6.6.4 Answering the questions
 A joint distribution allows us to explore the most likely possibilities according to all possible models of this scenario.
 The posterior distribution takes a slice of our joint distribution that is more specific to our question.
 Both models are valuable for answering questions about our model.
6.6.5 Discussion

stan_glm()
can create a joint distribution and then estimate the posterior probability distribution, conditional on the data which was passed in to the data argument. This is a much easier way to create the posterior distribution, and will be explored in more detail in Chapter 7.  The sampling mechanism is responsible for which items/beads/people/etc are selected to be sampled. In the urn example, the sampling mechanism is the shovel.
 Random sampling ensures that our point estimates are accurate, while having a large sample size ensures that our estimates are precise. The difference between precision and accuracy is important if we are to make informed estimates.

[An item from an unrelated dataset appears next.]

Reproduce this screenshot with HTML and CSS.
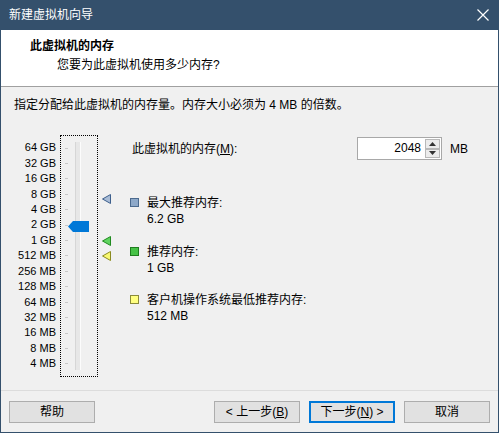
FILE: index.html
```html
<!DOCTYPE html>
<html lang="zh-CN">
<head>
<meta charset="utf-8">
<title>新建虚拟机向导</title>
<link rel="stylesheet" href="styles.css">
</head>
<body>
<div class="window">
  <div class="titlebar">
    <span class="title">新建虚拟机向导</span>
    <svg class="close" width="12" height="12" viewBox="0 0 12 12"><path d="M0.5 0.5 L11.5 11.5 M11.5 0.5 L0.5 11.5" stroke="#fff" stroke-width="1.2"/></svg>
  </div>
  <div class="header">
    <div class="h-title">此虚拟机的内存</div>
    <div class="h-sub">您要为此虚拟机使用多少内存?</div>
  </div>
  <div class="content">
    <p class="intro">指定分配给此虚拟机的内存量。内存大小必须为 4 MB 的倍数。</p>
    <div class="main">
      <div class="scale">
        <span>64 GB</span><span>32 GB</span><span>16 GB</span><span>8 GB</span><span>4 GB</span><span>2 GB</span><span>1 GB</span><span>512 MB</span><span>256 MB</span><span>128 MB</span><span>64 MB</span><span>32 MB</span><span>16 MB</span><span>8 MB</span><span>4 MB</span>
      </div>
      <div class="slider">
        <div class="ticks">
          <i></i><i></i><i></i><i></i><i></i><i></i><i></i><i></i><i></i><i></i><i></i><i></i><i></i><i></i><i></i>
        </div>
        <div class="track"></div>
        <svg class="thumb" width="21" height="11" viewBox="0 0 21 11"><path d="M0 5.5 L5 0 H21 V11 H5 Z" fill="#0078d7"/></svg>
      </div>
      <div class="markers">
        <svg class="mk mk-max" width="9" height="10" viewBox="0 0 9 10"><path d="M0.5 5 L8.5 0.5 V9.5 Z" fill="#a9bcd6" stroke="#3d5f8c"/></svg>
        <svg class="mk mk-rec" width="9" height="10" viewBox="0 0 9 10"><path d="M0.5 5 L8.5 0.5 V9.5 Z" fill="#5fd35f" stroke="#1f8a1f"/></svg>
        <svg class="mk mk-min" width="9" height="10" viewBox="0 0 9 10"><path d="M0.5 5 L8.5 0.5 V9.5 Z" fill="#f8f870" stroke="#8a8a20"/></svg>
      </div>
      <div class="panel">
        <div class="mem-row">
          <span class="mem-label">此虚拟机的内存(<u>M</u>):</span>
          <div class="spin">
            <span class="spin-value">2048</span>
            <div class="spin-btns">
              <span class="sb"><svg width="7" height="4" viewBox="0 0 7 4"><path d="M0 4 L3.5 0 L7 4 Z" fill="#333"/></svg></span>
              <span class="sb"><svg width="7" height="4" viewBox="0 0 7 4"><path d="M0 0 L3.5 4 L7 0 Z" fill="#333"/></svg></span>
            </div>
          </div>
          <span class="unit">MB</span>
        </div>
        <div class="legend">
          <div class="item">
            <span class="sq sq-max"></span>
            <div class="item-text"><div>最大推荐内存:</div><div>6.2 GB</div></div>
          </div>
          <div class="item">
            <span class="sq sq-rec"></span>
            <div class="item-text"><div>推荐内存:</div><div>1 GB</div></div>
          </div>
          <div class="item">
            <span class="sq sq-min"></span>
            <div class="item-text"><div>客户机操作系统最低推荐内存:</div><div>512 MB</div></div>
          </div>
        </div>
      </div>
    </div>
  </div>
  <div class="footer">
    <button class="btn">帮助</button>
    <div class="spacer"></div>
    <button class="btn">&lt; 上一步(<u>B</u>)</button>
    <button class="btn btn-default">下一步(<u>N</u>) &gt;</button>
    <button class="btn">取消</button>
  </div>
</div>
</body>
</html>
```
FILE: styles.css
```css
* { box-sizing: border-box; }
html, body { margin: 0; padding: 0; }
body {
  width: 499px;
  height: 433px;
  background: #f0f0f0;
  font-family: "Liberation Sans", "Noto Sans CJK SC", sans-serif;
  font-size: 12px;
  color: #000;
  overflow: hidden;
}
.window {
  width: 499px;
  height: 433px;
  border: 1px solid #34506c;
  border-top: none;
  display: flex;
  flex-direction: column;
  background: #f0f0f0;
}
.titlebar {
  height: 30px;
  margin: 0 -1px;
  background: #34506c;
  display: flex;
  align-items: center;
  justify-content: space-between;
  padding: 0 10px 0 9px;
  color: #fff;
  flex: none;
}
.title { font-size: 12px; line-height: 16px; }
.close { display: block; }
.header {
  height: 57px;
  background: #fff;
  border-bottom: 1px solid #a0a0a0;
  padding-top: 8px;
  flex: none;
}
.h-title {
  font-weight: bold;
  line-height: 16px;
  padding-left: 29px;
}
.h-sub {
  line-height: 16px;
  margin-top: 3px;
  padding-left: 56px;
}
.content {
  flex: 1;
  padding-top: 10px;
}
.intro {
  margin: 0;
  padding-left: 13px;
  line-height: 16px;
}
.main {
  display: flex;
  margin-top: 22px;
  height: 242px;
}
.scale {
  width: 55px;
  display: flex;
  flex-direction: column;
  align-items: flex-end;
  padding-top: 5.3px;
  margin-right: 4px;
  font-size: 11px;
  color: #000;
}
.scale span {
  height: 15.43px;
  line-height: 15.43px;
  white-space: nowrap;
}
.slider {
  position: relative;
  width: 38px;
  height: 242px;
  border: 1px dotted #000;
  display: flex;
  flex: none;
}
.ticks {
  display: flex;
  flex-direction: column;
  padding-top: 4.3px;
  padding-left: 4px;
  width: 14px;
}
.ticks i {
  height: 15.43px;
  display: flex;
  align-items: center;
}
.ticks i::before {
  content: "";
  width: 3px;
  height: 1px;
  background: #c8c8c8;
}
.track {
  margin-top: 6px;
  width: 6px;
  height: 228px;
  background: #e7e7e7;
  border-left: 1px solid #d6d6d6;
  border-right: 1px solid #fcfcfc;
}
.thumb {
  position: absolute;
  left: 7px;
  top: 85px;
}
.markers {
  position: relative;
  width: 32px;
  flex: none;
}
.mk { position: absolute; left: 4px; display: block; }
.mk-max { top: 59px; }
.mk-rec { top: 101px; }
.mk-min { top: 116px; }
.panel {
  flex: 1;
  padding-top: 2px;
}
.mem-row {
  display: flex;
  align-items: center;
  height: 23px;
}
.mem-label {
  padding-left: 2px;
  width: 227px;
  line-height: 16px;
}
.mem-label u, .btn u { text-decoration: underline; text-underline-offset: 1px; }
.spin {
  display: flex;
  height: 23px;
}
.spin-value {
  width: 68px;
  height: 23px;
  background: #fff;
  border: 1px solid #a8a8a8;
  border-right: none;
  text-align: right;
  padding-right: 4px;
  line-height: 21px;
}
.spin-btns {
  width: 17px;
  height: 23px;
  background: #fff;
  border: 1px solid #a8a8a8;
  border-left: none;
  display: flex;
  flex-direction: column;
  padding: 1px 1px 1px 0;
}
.sb {
  flex: 1;
  background: #ececec;
  border: 1px solid #b8b8b8;
  display: flex;
  align-items: center;
  justify-content: center;
}
.sb svg { display: block; }
.unit { margin-left: 8px; line-height: 16px; }
.legend {
  margin-top: 35px;
  display: flex;
  flex-direction: column;
  gap: 16.5px;
}
.item {
  display: flex;
  align-items: flex-start;
}
.sq {
  width: 9px;
  height: 9px;
  margin-top: 3px;
  margin-right: 8px;
  flex: none;
}
.sq-max { background: #8ea9c9; border: 1px solid #4b6a8e; }
.sq-rec { background: #46c246; border: 1px solid #1f7d1f; }
.sq-min { background: #ffff80; border: 1px solid #8a8a3a; }
.item-text div { line-height: 16px; }
.footer {
  height: 42px;
  flex: none;
  display: flex;
  align-items: flex-start;
  padding: 10px 8px 0 8px;
  border-top: 1px solid #dcdcdc;
}
.spacer { flex: 1; }
.btn {
  width: 86px;
  height: 22px;
  font: inherit;
  font-size: 12px;
  background: #e1e1e1;
  border: 1px solid #adadad;
  padding: 0;
  color: #000;
  line-height: 18px;
  border-radius: 0;
}
.btn + .btn { margin-left: 9px; }
.btn-default {
  border: 1px solid #0078d7;
  box-shadow: inset 0 0 0 1px #0078d7;
}
```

 Real life sampling is extremely prone to error. This cannot be emphasized enough. We are often forced to choose between precision and accuracy during reallife sampling.
In this chapter, we performed both tactile and virtual sampling exercises to infer about an unknown parameter We also presented a case study of sampling in real life with polls. In each case, we used the sample proportion \(\hat{p}\) to estimate the population proportion \(p\). However, we are not just limited to scenarios related to proportions. In other words, we can use sampling to estimate other population parameters using other point estimates as well.
As we continue our journey, recall the case of Primrose Everdeen and what she represents: no matter how realistic is our model is, our predictions are never certain.